I'm now running 3.5b. I reused (non LBA48) kernel I was using with 3.5:


> Linux version 2.1.24-TiVo-2.5 ([email protected]) (gcc version 2.8.1) #1 Tue Jan 17 20:52:41 PST 2006


 And I just copied over the rc scripts and CacheCard drivers. Here the new encryption disable offset:


> timmy 20 # echo -ne "\x48\x00\x00\x38" | dd conv=notrunc of=tivoapp bs=1 seek=5119668
> 4+0 records in
> 4+0 records out
> timmy 21 # sum tivoapp.virgin tivoapp
> ...


 Be sure to run this from bash and insure the checksums are correct.


----------



## JimSpence (Sep 19, 2001)

This is all good information for those that have access to the guts of their TiVos. I will just have to wait for the "real" thing.


----------



## gregggreg (Jan 10, 2002)

Can someone please refresh my memory? I must be getting old.

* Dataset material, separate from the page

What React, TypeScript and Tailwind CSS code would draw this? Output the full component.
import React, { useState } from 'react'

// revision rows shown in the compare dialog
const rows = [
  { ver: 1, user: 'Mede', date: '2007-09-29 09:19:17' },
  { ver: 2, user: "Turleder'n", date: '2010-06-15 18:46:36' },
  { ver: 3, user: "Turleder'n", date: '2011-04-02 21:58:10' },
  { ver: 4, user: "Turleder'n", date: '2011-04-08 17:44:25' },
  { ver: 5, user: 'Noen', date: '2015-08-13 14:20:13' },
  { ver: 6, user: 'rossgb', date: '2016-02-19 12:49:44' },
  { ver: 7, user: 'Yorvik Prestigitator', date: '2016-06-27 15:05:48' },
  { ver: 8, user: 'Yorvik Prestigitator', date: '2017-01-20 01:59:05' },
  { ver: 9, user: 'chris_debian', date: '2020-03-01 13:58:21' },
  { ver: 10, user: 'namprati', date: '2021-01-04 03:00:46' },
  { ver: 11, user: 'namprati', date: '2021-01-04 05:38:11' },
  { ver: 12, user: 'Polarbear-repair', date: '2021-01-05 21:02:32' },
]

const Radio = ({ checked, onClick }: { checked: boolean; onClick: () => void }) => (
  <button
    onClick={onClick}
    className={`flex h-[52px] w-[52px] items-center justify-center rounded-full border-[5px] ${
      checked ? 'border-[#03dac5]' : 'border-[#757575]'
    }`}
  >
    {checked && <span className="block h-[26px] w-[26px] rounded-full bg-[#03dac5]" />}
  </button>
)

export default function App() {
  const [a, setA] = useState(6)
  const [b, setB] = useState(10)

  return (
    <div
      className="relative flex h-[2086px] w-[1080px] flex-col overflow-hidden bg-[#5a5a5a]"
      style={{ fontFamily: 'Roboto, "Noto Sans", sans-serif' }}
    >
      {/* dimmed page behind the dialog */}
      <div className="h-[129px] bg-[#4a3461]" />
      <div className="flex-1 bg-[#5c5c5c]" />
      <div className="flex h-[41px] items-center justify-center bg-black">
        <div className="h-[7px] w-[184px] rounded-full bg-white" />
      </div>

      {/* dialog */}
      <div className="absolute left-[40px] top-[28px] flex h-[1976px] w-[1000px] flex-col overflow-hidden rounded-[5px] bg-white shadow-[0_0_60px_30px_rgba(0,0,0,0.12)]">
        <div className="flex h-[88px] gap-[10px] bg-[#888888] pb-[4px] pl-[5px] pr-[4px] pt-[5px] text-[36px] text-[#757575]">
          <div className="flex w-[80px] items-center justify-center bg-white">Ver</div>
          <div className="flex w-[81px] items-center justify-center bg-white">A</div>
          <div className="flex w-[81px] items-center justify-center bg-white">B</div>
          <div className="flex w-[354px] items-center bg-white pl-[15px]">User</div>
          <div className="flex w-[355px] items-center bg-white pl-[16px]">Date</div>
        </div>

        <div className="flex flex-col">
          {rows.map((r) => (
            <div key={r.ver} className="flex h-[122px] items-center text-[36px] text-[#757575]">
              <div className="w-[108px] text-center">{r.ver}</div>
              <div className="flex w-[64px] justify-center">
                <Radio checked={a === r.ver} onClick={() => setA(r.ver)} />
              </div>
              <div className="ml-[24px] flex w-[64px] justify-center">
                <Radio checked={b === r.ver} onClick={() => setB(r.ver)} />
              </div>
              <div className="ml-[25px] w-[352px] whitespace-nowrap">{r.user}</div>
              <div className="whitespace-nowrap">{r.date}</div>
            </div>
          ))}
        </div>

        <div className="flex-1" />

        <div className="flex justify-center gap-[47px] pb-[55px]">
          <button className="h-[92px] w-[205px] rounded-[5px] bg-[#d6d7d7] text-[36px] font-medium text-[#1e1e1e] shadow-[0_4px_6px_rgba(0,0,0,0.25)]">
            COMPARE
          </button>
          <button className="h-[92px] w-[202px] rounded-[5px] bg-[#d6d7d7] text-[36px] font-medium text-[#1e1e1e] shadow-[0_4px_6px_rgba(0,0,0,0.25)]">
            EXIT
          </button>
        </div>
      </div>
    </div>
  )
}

I believe that I manually upgraded my tivo to 3.5.0 when it came out without removing the drive from my tivo (by editing installSw.tcl to remove the reboot part and caopying over all of my hacks to the new root partition). Now that I want to manually upgrade it to 3.5b, I can't remember how I handled the kill_initrd part without putting the drive in my PC because I can't find anything but an i386 version of kill_initrd. Maybe I did finally end up having to remove the drive...? I've searched this site and other other site and haven't found anything except for people asking if a PPC version of kill_initrd exists with no answers.

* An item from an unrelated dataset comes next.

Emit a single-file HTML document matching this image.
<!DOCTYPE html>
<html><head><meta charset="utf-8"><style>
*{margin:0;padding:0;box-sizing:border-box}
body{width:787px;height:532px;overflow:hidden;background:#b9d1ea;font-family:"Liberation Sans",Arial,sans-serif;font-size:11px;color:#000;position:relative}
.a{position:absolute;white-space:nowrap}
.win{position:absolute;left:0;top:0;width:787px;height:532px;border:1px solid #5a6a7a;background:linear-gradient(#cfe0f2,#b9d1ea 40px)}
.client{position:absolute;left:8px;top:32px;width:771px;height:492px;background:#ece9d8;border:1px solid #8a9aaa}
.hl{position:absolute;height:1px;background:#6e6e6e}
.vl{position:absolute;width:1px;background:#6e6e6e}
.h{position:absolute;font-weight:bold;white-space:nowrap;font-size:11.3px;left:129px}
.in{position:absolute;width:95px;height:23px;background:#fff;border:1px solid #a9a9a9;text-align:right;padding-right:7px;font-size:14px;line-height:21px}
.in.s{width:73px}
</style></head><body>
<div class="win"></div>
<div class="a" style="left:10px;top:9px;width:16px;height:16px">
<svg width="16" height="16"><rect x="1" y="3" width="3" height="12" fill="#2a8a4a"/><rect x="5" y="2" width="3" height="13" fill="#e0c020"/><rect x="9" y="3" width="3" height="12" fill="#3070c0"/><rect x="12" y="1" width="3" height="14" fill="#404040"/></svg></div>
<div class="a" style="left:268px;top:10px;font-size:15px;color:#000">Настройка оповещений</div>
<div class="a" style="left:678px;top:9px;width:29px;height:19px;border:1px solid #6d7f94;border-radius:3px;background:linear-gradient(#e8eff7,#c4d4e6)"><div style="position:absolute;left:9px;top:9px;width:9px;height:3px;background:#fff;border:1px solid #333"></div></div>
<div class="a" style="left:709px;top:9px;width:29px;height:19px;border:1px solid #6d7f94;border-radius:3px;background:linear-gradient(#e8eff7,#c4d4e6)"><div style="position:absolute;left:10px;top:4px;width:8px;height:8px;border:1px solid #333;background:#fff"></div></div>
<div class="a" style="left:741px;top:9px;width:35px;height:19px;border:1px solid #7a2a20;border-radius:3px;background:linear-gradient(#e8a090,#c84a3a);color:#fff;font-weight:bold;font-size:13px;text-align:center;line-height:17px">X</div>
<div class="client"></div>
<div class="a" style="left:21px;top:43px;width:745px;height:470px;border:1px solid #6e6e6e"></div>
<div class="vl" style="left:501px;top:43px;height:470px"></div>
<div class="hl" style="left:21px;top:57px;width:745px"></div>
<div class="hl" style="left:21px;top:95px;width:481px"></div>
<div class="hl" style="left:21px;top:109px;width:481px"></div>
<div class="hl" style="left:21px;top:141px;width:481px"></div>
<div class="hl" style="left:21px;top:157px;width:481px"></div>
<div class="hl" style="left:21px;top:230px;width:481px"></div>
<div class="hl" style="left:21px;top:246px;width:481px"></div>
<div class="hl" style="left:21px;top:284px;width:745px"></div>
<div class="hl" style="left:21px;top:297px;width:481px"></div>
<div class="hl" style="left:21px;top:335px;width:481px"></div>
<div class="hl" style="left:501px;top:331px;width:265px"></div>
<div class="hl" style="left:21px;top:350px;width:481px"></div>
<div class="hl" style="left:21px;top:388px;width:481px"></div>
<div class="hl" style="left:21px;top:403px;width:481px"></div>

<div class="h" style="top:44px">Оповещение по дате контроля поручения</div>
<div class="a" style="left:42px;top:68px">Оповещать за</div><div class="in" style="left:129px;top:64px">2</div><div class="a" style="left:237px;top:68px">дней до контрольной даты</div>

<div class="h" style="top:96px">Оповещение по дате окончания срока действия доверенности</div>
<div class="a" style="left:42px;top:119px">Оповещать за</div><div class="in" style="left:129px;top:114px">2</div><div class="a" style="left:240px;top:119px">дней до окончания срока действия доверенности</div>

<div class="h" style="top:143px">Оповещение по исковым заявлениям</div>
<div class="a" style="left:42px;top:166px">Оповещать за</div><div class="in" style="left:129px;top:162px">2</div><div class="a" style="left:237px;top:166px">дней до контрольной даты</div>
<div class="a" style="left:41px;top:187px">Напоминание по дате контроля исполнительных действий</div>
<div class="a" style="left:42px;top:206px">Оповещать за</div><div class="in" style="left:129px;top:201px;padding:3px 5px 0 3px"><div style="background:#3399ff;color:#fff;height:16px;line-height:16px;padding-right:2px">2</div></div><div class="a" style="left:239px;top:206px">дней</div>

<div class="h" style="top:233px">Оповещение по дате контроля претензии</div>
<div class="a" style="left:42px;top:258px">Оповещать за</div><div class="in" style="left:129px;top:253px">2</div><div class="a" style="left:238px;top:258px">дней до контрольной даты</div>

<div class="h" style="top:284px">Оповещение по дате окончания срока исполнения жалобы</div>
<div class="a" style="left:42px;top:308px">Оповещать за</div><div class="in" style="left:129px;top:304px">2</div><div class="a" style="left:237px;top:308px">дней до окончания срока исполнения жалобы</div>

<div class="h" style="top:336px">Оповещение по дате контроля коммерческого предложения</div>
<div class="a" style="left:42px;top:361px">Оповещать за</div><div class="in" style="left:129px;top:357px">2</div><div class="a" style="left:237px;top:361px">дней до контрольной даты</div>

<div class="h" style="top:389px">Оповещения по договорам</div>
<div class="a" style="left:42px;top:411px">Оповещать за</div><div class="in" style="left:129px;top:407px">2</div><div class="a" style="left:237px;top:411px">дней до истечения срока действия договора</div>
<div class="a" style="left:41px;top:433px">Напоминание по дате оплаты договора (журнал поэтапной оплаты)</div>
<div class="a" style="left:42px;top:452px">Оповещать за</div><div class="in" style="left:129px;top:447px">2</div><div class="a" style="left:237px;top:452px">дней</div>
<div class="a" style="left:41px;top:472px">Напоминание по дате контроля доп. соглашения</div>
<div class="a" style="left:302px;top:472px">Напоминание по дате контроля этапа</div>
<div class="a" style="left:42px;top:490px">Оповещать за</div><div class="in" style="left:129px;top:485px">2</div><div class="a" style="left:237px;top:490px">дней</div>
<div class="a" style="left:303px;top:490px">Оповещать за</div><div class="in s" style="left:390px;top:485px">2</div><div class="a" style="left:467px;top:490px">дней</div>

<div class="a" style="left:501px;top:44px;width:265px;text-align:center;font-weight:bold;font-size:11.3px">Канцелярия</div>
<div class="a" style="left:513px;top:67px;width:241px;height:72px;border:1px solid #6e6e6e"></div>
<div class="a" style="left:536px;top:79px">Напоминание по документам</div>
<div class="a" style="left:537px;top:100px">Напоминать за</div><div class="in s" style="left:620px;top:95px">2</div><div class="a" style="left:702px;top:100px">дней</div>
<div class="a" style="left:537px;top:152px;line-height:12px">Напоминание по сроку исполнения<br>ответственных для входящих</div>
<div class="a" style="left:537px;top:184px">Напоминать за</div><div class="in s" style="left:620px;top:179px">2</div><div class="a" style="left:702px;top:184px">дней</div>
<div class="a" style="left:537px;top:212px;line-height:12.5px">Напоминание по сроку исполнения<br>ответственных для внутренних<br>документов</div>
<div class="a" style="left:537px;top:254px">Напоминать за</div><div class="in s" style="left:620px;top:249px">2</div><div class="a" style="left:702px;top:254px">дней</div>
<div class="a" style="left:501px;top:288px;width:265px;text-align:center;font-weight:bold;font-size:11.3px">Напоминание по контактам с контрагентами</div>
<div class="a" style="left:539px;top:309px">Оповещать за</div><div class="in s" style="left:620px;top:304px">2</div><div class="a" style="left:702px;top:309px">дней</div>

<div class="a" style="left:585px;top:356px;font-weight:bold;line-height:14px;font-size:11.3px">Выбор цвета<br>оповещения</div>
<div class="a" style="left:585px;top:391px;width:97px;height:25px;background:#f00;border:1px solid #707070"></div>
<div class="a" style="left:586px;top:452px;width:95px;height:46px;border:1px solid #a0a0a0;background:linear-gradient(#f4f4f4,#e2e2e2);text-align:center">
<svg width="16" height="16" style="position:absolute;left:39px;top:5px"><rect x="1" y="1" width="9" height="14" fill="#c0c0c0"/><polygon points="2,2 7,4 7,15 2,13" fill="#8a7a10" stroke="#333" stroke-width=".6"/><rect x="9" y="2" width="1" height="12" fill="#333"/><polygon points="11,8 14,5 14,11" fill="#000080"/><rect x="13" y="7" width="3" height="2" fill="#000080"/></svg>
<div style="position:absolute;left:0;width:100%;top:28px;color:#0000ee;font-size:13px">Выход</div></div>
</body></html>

Thanks for any help you can provide.


----------



## leres (Jun 1, 2001)

JimSpence said:


> This is all good information for those that have access to the guts of their TiVos. I will just have to wait for the "real" thing.


 To be clear, my TiVo downloaded 3.5b naturally. However, I had changed the scripts so it would not auto-install it.


gregggreg said:


> I believe that I manually upgraded my tivo to 3.5.0 when it came out without removing the drive from my tivo (by editing installSw.tcl to remove the reboot part and caopying over all of my hacks to the new root partition). Now that I want to manually upgrade it to 3.5b, I can't remember how I handled the kill_initrd part without putting the drive in my PC because I can't find anything but an i386 version of kill_initrd. Maybe I did finally end up having to remove the drive...? I've searched this site and other other site and haven't found anything except for people asking if a PPC version of kill_initrd exists with no answers.


 What seemed to work for me was to just dd the 3.5 kernel on top of kernel that got installed by 3.5b.

Once your TiVo has downloaded 3.5b, you can install it by editing /tvbin/installSw.itcl do disable the reboot and then running it manually:


> installSw.itcl 3.5b-01-1-011


 Then update the kernel and mount the new root filesystem, copy stuff over, reboot (and cross your fingers that you didn't make any mistakes...)


----------



## gregggreg (Jan 10, 2002)

> What seemed to work for me was to just dd the 3.5 kernel on top of kernel that got installed by 3.5b.


So something like?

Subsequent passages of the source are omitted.